INPUT RECORDS:
[BEGIN]
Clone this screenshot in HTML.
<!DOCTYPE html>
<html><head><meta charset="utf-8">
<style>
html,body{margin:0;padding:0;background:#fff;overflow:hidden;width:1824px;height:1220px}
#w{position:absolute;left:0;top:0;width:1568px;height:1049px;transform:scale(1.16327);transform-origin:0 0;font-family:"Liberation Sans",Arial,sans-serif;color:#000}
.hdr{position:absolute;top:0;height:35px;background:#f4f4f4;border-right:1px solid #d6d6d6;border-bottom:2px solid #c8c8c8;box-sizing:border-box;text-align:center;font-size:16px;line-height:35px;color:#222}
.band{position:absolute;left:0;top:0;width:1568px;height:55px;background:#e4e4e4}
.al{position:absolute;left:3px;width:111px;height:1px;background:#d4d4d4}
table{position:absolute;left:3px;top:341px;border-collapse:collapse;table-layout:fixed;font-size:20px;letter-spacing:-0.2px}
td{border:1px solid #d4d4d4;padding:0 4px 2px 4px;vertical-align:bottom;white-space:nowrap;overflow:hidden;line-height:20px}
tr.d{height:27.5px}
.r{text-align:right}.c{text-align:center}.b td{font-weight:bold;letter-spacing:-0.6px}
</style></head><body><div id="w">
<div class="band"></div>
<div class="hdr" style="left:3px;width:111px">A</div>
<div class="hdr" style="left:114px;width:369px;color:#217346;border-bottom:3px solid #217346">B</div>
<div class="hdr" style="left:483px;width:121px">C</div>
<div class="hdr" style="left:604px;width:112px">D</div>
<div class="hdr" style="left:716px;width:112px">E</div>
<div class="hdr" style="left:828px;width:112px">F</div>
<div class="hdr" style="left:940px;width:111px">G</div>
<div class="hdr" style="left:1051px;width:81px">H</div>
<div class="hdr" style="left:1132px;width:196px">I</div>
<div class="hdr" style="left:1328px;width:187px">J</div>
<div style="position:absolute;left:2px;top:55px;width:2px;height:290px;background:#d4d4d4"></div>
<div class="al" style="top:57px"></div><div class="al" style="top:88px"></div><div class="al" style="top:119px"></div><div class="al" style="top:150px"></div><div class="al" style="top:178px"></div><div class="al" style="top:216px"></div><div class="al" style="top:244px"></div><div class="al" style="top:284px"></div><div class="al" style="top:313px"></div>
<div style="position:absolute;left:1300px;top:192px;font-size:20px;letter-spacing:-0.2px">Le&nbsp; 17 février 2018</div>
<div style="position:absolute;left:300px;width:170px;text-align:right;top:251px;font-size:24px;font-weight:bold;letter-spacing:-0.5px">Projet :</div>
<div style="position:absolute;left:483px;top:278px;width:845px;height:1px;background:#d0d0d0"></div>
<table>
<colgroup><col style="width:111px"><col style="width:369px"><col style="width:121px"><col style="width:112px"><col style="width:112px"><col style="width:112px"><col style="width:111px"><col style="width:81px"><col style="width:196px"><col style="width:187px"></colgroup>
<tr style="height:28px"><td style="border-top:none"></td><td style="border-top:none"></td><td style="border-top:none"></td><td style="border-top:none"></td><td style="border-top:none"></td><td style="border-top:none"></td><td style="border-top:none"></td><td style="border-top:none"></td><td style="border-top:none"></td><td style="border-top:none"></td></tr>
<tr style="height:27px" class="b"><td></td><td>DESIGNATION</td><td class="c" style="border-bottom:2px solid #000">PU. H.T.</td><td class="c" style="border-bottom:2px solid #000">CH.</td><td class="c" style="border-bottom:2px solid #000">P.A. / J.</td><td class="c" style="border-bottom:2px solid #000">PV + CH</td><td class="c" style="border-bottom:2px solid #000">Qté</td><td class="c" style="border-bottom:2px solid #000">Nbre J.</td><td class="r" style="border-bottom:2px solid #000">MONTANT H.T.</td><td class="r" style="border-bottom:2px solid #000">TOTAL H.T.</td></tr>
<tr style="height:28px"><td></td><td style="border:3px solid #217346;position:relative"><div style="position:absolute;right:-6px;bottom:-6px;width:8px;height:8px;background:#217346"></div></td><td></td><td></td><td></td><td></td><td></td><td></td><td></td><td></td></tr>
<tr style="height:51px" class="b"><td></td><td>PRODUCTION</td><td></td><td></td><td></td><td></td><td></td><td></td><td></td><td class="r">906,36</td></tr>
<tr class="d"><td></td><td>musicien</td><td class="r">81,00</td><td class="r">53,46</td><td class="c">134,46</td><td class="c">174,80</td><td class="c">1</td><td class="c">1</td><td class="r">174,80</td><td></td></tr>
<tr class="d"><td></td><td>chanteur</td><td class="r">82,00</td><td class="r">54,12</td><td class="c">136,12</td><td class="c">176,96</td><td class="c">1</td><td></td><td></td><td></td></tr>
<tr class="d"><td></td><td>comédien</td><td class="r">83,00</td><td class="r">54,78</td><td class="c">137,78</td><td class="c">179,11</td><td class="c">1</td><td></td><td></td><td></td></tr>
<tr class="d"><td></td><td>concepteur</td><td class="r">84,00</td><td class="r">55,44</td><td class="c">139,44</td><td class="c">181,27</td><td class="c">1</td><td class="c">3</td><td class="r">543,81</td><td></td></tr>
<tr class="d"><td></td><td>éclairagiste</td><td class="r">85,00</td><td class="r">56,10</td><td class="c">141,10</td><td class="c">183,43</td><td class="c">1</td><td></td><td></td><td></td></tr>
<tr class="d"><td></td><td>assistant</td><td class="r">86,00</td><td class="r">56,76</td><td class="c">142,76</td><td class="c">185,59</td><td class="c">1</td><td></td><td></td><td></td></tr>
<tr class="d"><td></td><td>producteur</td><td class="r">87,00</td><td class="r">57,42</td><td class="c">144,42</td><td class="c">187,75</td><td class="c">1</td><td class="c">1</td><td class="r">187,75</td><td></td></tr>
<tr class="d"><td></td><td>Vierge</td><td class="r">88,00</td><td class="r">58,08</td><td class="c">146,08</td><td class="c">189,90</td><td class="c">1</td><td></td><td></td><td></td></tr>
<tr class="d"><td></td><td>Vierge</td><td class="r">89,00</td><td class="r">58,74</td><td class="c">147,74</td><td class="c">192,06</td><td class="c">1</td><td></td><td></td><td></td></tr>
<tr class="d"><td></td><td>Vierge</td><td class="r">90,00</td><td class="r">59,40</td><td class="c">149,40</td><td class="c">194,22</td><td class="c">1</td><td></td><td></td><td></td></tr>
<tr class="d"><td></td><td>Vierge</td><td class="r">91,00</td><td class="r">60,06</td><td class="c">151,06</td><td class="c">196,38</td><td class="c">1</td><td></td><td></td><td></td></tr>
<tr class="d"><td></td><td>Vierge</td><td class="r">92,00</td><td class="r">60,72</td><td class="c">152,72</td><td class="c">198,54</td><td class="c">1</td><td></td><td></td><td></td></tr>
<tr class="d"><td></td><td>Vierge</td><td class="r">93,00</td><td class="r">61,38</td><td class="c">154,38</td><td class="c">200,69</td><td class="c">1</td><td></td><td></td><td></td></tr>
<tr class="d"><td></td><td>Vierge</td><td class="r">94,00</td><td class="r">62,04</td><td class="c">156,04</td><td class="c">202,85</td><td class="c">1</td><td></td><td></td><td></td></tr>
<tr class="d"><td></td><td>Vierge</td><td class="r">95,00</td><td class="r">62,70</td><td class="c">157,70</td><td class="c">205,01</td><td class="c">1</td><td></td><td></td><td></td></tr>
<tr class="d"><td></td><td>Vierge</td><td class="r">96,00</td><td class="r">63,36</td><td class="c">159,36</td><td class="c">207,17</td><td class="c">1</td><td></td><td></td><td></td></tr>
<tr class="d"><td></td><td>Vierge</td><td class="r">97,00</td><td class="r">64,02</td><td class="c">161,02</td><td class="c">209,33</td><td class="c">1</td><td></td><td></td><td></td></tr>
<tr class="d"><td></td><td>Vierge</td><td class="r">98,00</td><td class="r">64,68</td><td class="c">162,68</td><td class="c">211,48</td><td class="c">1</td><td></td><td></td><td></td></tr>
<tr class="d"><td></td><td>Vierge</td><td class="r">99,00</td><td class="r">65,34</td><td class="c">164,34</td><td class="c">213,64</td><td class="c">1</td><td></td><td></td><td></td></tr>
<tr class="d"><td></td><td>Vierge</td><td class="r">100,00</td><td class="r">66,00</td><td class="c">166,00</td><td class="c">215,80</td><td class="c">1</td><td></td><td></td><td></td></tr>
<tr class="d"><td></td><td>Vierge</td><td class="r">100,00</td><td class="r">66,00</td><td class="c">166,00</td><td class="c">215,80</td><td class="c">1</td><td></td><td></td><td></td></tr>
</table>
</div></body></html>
[END]
[BEGIN]
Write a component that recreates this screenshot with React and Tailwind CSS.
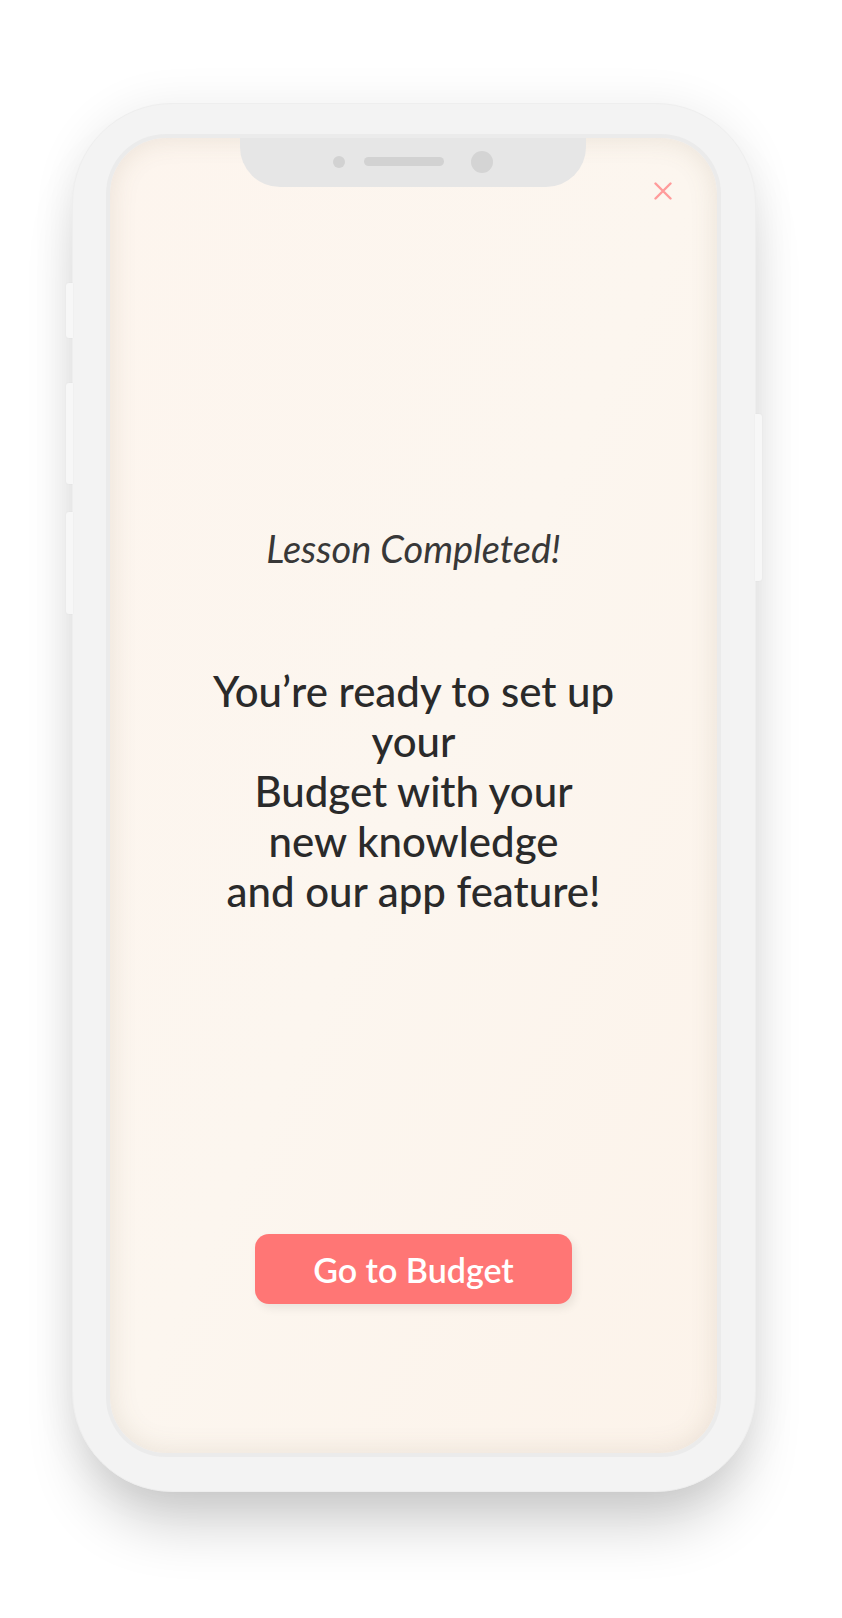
[END]
CHALLENGE: In the entries above, find every line holding the word "this" and copy it out.

WORKED ANSWER:
Clone this screenshot in HTML.
Write a component that recreates this screenshot with React and Tailwind CSS.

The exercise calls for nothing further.